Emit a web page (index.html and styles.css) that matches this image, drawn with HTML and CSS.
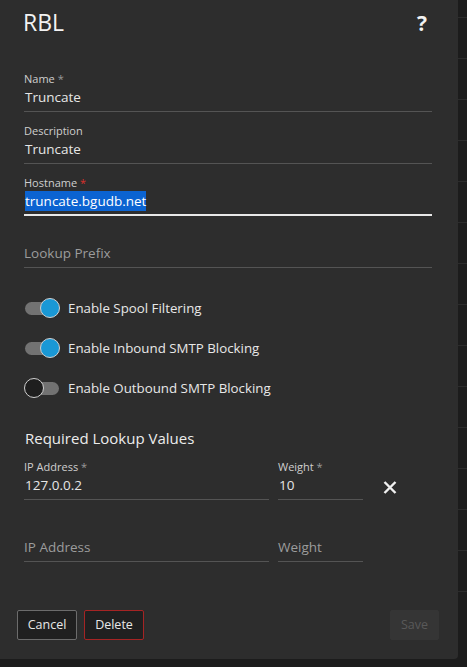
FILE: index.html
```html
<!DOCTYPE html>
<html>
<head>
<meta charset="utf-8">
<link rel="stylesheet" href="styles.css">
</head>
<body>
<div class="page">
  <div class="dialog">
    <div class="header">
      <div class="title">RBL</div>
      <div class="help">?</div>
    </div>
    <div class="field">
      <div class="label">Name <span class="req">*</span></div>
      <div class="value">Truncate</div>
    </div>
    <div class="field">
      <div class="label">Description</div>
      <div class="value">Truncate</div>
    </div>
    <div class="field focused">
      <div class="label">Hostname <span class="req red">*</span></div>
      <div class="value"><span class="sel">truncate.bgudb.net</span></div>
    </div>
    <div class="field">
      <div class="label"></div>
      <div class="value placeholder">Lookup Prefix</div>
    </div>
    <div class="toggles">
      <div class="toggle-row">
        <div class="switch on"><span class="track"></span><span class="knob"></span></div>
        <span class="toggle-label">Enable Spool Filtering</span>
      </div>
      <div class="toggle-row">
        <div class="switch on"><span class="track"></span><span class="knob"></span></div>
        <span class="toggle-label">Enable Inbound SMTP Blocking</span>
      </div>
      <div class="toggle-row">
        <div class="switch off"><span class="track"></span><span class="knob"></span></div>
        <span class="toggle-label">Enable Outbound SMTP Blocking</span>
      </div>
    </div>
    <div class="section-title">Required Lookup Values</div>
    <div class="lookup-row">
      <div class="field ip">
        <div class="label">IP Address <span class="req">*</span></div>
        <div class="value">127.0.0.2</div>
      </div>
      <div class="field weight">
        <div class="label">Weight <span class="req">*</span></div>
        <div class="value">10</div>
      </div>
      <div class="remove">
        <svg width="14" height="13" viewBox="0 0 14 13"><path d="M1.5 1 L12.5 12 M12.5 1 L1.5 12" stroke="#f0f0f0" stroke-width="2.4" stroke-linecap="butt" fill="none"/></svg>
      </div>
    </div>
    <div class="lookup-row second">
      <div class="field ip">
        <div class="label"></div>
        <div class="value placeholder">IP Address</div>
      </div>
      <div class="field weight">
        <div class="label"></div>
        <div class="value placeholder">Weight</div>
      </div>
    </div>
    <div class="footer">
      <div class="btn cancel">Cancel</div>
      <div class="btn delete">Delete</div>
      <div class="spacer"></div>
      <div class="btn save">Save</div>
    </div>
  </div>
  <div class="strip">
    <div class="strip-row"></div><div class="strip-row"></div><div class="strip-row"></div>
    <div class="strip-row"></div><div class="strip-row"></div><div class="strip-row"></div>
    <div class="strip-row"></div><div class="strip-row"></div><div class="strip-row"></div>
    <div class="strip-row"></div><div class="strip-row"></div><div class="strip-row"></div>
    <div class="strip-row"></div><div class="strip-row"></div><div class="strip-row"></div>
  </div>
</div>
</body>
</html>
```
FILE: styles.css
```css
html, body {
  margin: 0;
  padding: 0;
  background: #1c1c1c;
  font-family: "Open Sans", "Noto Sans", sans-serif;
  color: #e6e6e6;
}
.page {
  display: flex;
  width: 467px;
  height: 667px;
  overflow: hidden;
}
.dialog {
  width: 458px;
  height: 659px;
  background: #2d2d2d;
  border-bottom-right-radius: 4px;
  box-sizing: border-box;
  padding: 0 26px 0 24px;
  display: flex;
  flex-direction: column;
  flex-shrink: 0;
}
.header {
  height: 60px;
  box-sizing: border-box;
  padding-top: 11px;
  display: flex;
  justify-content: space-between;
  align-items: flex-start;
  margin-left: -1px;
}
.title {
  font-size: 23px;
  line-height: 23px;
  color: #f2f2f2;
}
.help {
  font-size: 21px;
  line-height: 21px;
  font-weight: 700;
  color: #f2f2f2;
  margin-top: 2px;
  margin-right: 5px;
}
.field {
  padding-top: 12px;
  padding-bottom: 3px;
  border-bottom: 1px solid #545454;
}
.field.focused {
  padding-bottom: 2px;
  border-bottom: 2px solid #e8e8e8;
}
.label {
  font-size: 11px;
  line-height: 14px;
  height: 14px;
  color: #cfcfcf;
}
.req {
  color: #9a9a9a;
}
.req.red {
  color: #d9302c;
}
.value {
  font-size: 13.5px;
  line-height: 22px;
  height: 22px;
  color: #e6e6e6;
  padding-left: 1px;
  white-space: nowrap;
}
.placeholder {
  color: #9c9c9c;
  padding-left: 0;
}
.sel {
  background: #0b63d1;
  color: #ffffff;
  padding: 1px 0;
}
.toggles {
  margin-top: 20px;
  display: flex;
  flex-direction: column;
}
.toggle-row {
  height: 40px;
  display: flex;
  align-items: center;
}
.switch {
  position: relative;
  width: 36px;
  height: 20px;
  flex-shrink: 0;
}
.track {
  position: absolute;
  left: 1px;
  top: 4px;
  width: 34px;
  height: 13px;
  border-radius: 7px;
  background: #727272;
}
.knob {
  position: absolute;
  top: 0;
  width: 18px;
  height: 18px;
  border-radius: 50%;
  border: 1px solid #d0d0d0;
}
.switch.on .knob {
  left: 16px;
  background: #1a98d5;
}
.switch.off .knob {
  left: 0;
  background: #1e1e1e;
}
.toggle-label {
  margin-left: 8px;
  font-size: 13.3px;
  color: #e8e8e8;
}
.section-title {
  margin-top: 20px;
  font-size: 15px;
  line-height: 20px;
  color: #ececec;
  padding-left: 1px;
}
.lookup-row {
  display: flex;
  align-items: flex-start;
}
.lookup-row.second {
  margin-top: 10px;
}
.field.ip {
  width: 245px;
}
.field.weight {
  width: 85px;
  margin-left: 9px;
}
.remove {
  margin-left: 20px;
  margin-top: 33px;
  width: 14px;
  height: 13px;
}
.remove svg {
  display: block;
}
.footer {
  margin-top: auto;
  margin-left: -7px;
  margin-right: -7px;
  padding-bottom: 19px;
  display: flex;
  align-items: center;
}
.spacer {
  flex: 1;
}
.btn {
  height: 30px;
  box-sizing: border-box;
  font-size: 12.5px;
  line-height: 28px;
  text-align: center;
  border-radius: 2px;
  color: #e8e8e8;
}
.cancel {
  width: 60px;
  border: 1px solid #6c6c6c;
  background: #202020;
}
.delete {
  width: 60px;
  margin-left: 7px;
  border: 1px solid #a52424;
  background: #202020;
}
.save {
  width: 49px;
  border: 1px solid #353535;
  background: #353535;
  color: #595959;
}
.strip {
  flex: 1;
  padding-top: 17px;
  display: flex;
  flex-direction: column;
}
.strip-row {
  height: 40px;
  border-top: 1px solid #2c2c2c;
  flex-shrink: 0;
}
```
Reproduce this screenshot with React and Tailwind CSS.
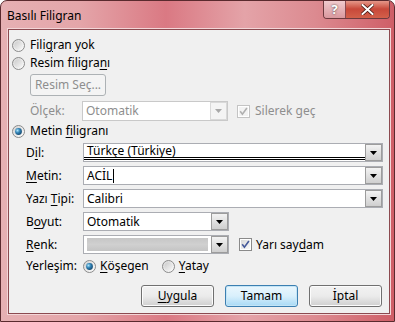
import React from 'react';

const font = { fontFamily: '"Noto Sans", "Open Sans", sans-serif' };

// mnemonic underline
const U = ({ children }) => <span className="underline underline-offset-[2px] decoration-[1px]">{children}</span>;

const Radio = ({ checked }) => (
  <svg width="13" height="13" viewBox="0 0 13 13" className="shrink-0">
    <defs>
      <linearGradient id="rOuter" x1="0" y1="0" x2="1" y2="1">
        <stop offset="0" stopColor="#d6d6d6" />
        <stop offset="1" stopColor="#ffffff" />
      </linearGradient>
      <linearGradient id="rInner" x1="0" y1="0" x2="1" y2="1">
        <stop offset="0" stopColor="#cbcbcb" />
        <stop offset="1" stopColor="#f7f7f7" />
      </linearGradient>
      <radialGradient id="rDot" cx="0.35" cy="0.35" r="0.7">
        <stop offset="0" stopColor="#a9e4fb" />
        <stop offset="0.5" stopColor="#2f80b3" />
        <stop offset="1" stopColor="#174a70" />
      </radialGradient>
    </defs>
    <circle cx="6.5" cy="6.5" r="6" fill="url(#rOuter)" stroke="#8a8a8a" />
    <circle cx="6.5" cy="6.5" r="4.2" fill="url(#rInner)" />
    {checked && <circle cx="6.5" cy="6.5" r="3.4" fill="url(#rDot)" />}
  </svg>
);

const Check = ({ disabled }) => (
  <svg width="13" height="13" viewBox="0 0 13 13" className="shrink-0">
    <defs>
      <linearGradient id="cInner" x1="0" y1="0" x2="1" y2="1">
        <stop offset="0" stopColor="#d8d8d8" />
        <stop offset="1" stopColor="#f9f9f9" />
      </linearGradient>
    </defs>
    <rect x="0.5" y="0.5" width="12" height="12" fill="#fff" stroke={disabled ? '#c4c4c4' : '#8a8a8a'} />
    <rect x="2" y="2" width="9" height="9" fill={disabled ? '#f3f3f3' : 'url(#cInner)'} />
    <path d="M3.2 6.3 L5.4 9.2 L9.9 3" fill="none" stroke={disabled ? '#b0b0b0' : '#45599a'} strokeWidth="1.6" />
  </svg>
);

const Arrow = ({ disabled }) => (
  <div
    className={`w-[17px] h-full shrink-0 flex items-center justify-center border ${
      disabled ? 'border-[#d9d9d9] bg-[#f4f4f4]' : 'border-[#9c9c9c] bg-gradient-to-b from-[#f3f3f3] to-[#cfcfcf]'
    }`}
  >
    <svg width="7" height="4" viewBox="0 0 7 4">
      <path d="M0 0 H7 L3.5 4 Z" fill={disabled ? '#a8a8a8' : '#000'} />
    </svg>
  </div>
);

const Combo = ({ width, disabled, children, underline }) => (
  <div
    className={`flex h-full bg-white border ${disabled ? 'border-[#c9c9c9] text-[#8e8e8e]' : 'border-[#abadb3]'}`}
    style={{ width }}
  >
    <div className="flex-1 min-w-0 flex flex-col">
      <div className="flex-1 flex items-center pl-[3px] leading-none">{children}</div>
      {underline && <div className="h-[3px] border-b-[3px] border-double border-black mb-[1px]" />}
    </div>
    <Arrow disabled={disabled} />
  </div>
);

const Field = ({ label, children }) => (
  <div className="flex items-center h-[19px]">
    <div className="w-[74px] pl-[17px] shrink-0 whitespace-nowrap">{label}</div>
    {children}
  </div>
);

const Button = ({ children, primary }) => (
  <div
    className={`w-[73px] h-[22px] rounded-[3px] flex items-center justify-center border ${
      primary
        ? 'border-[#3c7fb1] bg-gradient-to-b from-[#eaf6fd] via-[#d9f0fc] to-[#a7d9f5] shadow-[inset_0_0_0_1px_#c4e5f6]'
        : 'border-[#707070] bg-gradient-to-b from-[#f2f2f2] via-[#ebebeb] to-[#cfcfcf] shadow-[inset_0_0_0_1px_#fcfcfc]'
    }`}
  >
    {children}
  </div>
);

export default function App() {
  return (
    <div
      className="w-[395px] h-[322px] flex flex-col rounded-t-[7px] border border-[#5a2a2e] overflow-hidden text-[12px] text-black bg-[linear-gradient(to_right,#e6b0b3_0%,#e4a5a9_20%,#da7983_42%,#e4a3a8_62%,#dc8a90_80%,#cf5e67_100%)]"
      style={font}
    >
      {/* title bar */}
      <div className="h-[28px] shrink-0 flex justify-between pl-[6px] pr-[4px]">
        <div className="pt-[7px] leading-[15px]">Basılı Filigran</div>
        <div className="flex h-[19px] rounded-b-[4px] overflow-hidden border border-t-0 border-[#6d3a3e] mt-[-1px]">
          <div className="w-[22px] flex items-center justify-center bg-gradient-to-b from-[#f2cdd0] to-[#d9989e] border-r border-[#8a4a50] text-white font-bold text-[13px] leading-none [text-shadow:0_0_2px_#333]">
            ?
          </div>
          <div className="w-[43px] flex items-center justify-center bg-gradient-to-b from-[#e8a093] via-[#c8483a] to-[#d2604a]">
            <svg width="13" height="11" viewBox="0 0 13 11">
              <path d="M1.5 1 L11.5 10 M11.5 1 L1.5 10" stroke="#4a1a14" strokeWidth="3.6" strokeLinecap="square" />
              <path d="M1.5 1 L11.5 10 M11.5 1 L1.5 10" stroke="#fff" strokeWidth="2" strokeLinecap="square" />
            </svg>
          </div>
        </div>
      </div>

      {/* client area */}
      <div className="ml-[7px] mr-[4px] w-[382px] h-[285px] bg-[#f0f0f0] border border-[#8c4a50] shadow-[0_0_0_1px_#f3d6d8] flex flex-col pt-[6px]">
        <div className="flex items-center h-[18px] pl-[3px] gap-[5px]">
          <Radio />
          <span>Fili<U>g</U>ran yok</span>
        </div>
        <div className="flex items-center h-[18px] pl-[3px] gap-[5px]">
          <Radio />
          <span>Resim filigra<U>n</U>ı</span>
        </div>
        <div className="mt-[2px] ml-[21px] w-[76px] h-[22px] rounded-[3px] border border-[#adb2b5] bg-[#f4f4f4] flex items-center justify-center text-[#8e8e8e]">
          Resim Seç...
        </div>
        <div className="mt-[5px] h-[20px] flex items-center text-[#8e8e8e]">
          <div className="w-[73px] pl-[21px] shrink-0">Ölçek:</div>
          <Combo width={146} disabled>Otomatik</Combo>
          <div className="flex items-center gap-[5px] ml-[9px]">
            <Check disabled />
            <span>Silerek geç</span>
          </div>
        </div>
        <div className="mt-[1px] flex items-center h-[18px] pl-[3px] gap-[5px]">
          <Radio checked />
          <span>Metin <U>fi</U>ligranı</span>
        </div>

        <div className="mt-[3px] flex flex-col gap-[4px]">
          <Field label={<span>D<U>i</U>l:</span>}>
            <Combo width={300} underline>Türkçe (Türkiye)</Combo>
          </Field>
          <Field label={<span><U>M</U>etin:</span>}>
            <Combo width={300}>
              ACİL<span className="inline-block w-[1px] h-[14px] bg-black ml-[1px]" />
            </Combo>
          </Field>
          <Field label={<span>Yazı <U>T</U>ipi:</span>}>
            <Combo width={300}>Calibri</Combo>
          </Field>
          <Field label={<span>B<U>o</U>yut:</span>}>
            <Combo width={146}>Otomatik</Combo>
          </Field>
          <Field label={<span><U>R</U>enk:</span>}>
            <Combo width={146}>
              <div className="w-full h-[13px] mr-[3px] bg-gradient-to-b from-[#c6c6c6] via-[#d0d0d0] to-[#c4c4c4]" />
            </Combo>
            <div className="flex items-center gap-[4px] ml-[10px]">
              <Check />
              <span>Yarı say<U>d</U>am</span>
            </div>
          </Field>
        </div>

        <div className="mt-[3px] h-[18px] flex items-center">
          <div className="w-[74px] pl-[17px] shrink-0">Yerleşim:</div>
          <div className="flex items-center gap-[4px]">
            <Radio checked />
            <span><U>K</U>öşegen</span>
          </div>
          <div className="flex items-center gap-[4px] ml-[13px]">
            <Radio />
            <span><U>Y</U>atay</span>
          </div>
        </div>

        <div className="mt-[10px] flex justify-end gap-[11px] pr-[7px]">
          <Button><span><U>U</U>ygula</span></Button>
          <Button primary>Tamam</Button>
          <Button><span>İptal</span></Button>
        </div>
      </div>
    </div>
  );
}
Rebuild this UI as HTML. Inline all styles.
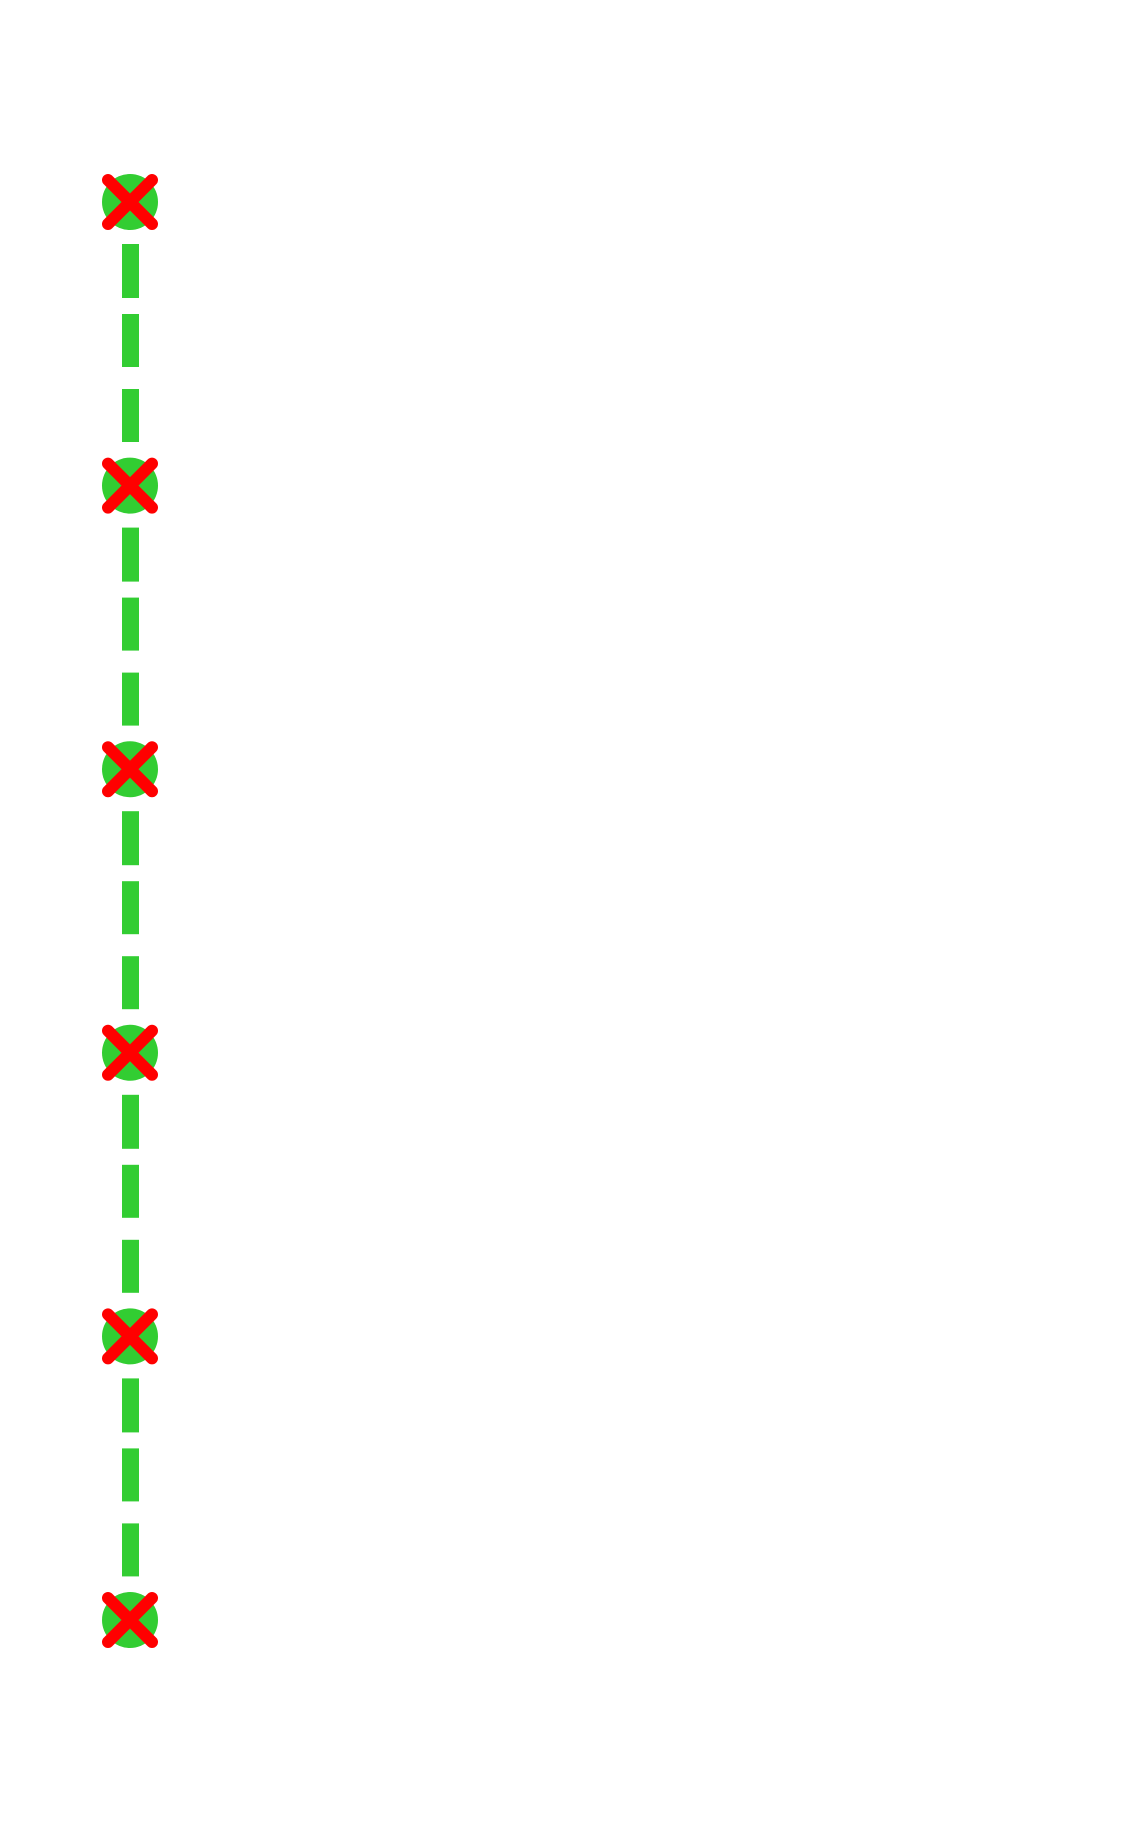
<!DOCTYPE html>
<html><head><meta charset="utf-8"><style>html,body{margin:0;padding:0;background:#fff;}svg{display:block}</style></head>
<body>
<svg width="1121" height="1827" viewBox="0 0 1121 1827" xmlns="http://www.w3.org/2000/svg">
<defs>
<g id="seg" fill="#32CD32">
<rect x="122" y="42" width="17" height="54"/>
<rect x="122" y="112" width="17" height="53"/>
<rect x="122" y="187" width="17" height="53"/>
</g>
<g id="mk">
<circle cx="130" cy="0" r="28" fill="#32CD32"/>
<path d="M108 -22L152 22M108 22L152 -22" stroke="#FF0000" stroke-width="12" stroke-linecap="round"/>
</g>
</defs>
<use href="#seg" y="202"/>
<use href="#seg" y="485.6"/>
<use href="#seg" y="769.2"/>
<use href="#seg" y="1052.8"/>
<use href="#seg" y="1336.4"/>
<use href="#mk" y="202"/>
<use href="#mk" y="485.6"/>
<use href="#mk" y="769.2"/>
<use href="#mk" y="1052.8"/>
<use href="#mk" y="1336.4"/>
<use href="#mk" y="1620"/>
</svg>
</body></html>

■ **What is expected**: Show each line in the entries that holds the string "styles".

■ **Task solution**:
Emit a web page (index.html and styles.css) that matches this image, drawn with HTML and CSS.
<link rel="stylesheet" href="styles.css">
FILE: styles.css
Rebuild this UI as HTML. Inline all styles.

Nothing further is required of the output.